# The exercise:
Copy every line that holds "this".

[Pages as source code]

##############################

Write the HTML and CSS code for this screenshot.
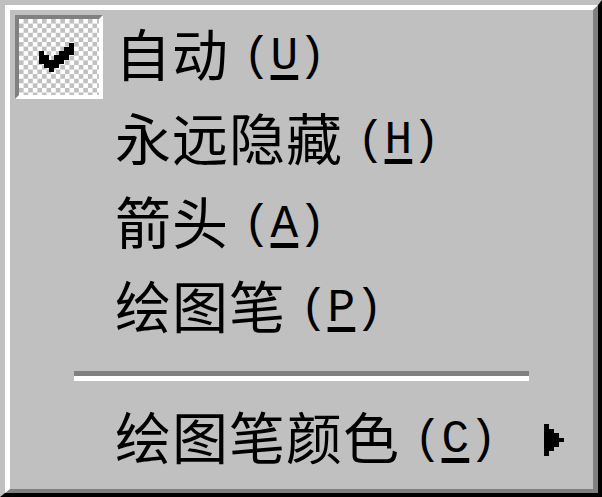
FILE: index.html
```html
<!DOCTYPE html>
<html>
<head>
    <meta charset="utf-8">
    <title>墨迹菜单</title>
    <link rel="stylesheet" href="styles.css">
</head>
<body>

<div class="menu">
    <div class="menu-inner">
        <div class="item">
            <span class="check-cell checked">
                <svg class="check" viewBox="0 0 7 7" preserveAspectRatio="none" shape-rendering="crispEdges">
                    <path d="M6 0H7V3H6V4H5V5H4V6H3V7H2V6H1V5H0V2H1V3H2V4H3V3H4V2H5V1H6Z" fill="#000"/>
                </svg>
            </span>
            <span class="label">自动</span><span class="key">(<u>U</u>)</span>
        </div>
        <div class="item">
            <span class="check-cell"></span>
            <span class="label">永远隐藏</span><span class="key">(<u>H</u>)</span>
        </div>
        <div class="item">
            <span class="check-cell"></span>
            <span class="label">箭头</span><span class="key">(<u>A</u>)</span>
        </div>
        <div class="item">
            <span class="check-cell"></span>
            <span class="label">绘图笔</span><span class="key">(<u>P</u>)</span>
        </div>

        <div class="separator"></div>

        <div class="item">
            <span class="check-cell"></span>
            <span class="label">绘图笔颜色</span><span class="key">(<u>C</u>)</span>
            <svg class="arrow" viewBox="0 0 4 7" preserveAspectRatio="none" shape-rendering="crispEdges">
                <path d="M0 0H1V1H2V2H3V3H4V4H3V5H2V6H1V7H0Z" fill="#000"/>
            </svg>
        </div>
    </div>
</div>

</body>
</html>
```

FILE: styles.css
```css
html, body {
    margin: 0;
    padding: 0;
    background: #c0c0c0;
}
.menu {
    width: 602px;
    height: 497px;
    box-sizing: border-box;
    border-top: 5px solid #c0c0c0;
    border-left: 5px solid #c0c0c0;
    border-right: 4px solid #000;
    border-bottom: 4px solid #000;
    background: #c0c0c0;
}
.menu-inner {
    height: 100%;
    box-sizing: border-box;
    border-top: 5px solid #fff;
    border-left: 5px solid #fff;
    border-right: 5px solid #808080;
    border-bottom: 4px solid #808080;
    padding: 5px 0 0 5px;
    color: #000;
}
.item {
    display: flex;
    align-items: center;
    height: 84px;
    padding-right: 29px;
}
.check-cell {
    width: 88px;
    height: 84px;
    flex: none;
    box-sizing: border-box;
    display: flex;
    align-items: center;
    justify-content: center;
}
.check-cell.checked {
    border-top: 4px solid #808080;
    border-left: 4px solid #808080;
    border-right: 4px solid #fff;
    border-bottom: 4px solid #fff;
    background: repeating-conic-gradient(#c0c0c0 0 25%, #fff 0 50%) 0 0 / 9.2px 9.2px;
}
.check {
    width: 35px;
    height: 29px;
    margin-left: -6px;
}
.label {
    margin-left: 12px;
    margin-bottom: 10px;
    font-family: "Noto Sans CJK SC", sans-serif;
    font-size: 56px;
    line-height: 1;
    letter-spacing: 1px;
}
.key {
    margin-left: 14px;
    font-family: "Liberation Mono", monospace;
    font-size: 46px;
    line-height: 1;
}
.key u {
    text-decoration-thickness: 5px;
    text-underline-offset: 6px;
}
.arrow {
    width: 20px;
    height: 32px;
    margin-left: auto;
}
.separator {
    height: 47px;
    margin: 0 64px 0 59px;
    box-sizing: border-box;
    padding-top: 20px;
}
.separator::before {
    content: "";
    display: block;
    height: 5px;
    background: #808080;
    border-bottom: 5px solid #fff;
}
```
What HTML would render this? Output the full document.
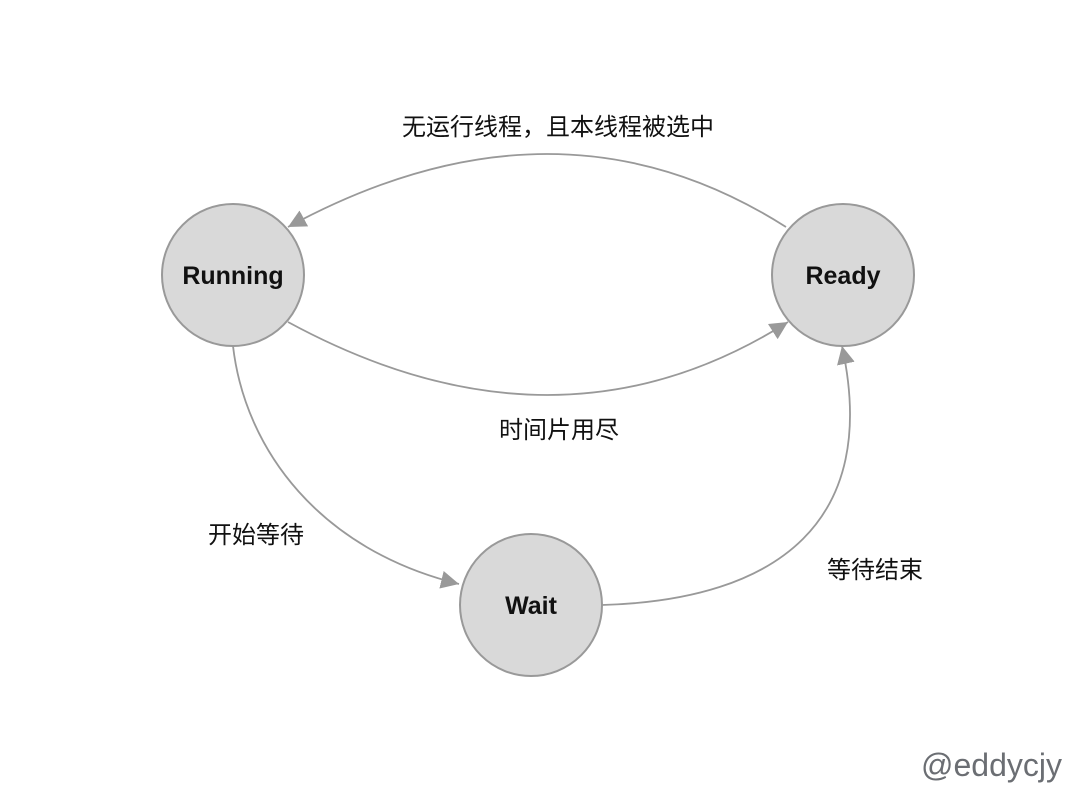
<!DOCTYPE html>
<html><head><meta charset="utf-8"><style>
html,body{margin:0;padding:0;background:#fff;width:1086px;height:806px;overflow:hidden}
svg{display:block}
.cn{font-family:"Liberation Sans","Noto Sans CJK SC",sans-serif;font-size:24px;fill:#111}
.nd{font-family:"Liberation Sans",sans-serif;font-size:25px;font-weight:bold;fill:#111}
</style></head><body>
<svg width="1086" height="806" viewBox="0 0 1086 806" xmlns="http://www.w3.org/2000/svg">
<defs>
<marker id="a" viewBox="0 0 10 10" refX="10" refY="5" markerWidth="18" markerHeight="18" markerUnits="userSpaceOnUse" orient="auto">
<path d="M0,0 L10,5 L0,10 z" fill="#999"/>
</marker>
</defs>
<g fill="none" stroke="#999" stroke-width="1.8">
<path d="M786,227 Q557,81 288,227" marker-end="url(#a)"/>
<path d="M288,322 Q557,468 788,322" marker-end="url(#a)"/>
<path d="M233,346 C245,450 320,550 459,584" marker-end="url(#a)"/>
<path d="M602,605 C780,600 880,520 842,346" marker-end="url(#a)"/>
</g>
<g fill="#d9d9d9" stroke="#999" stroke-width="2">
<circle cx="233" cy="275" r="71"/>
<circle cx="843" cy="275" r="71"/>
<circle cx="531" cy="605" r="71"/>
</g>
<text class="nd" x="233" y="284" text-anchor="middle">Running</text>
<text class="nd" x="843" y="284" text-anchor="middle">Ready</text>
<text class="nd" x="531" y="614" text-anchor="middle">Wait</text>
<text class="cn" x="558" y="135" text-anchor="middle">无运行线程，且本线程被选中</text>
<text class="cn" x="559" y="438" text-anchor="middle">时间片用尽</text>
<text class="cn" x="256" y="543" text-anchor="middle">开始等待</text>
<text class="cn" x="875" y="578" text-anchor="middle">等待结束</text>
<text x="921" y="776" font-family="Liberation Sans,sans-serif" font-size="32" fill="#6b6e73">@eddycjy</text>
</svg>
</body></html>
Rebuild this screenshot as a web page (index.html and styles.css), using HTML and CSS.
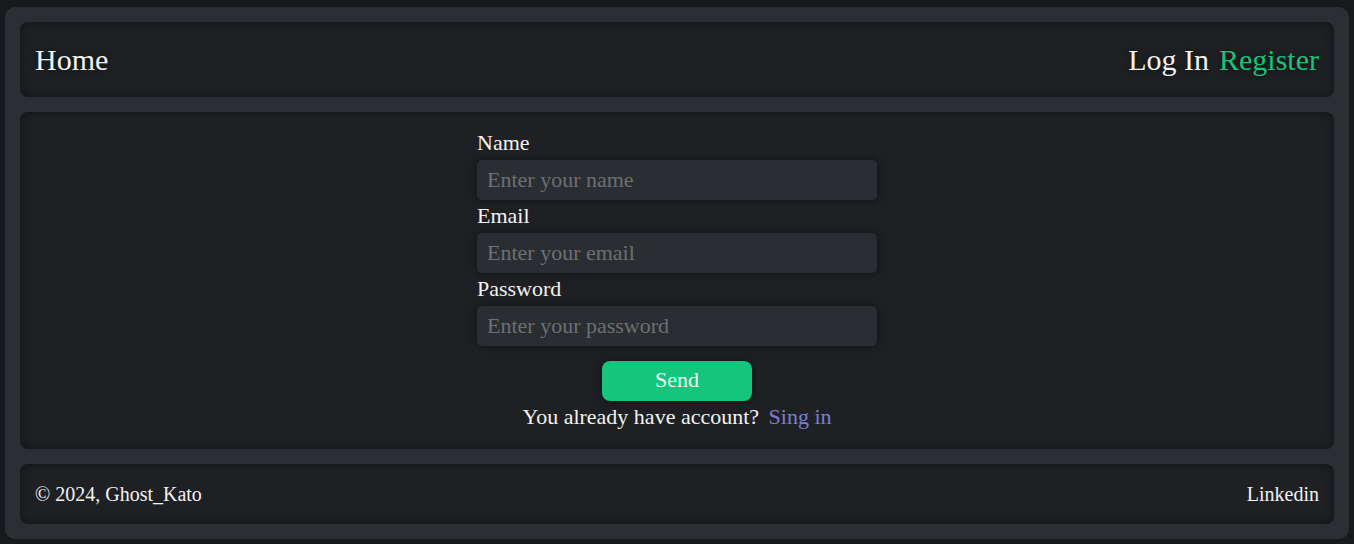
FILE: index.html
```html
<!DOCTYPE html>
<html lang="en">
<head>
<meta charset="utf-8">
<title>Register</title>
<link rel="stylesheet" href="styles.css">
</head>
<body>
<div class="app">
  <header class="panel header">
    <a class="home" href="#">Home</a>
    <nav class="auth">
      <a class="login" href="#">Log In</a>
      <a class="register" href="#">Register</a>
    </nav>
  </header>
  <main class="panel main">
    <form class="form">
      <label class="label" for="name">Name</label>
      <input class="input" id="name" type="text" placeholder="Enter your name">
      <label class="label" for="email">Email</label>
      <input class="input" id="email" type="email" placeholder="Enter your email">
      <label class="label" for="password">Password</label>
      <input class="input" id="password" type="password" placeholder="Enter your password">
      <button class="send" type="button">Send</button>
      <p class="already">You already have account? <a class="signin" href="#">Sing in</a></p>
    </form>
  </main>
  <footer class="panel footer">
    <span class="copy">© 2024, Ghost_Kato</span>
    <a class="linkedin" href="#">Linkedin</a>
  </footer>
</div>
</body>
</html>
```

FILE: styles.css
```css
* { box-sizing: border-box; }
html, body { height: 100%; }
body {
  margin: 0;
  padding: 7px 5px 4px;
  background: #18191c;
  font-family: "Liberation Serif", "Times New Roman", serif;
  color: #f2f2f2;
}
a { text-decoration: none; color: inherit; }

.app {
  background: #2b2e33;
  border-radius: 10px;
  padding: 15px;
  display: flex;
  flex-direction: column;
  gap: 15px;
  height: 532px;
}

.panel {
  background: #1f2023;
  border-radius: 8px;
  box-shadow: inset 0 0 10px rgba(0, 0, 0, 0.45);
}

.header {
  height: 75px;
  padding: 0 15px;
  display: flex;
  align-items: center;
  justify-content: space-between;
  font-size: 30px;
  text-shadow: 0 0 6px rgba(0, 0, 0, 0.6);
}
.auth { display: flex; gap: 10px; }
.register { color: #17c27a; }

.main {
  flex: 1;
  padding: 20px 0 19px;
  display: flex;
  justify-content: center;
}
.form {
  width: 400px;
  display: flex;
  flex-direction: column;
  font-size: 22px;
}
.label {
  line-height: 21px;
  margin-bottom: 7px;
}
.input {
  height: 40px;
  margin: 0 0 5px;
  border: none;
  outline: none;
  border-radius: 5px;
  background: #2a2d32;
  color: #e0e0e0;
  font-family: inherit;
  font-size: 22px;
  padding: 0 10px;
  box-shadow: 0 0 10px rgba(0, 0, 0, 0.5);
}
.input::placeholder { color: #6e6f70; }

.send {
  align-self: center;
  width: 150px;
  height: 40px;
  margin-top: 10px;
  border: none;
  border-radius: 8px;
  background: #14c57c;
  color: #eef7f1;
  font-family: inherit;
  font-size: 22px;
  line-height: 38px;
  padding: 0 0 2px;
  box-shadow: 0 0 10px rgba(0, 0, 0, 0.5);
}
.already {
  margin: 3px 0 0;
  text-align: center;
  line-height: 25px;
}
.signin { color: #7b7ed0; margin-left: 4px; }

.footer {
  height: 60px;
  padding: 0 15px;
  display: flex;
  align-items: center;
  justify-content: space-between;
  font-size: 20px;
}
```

##############################

# Task result:
Write the HTML and CSS code for this screenshot.
What HTML would render this? Output the full document.
Rebuild this screenshot as a web page (index.html and styles.css), using HTML and CSS.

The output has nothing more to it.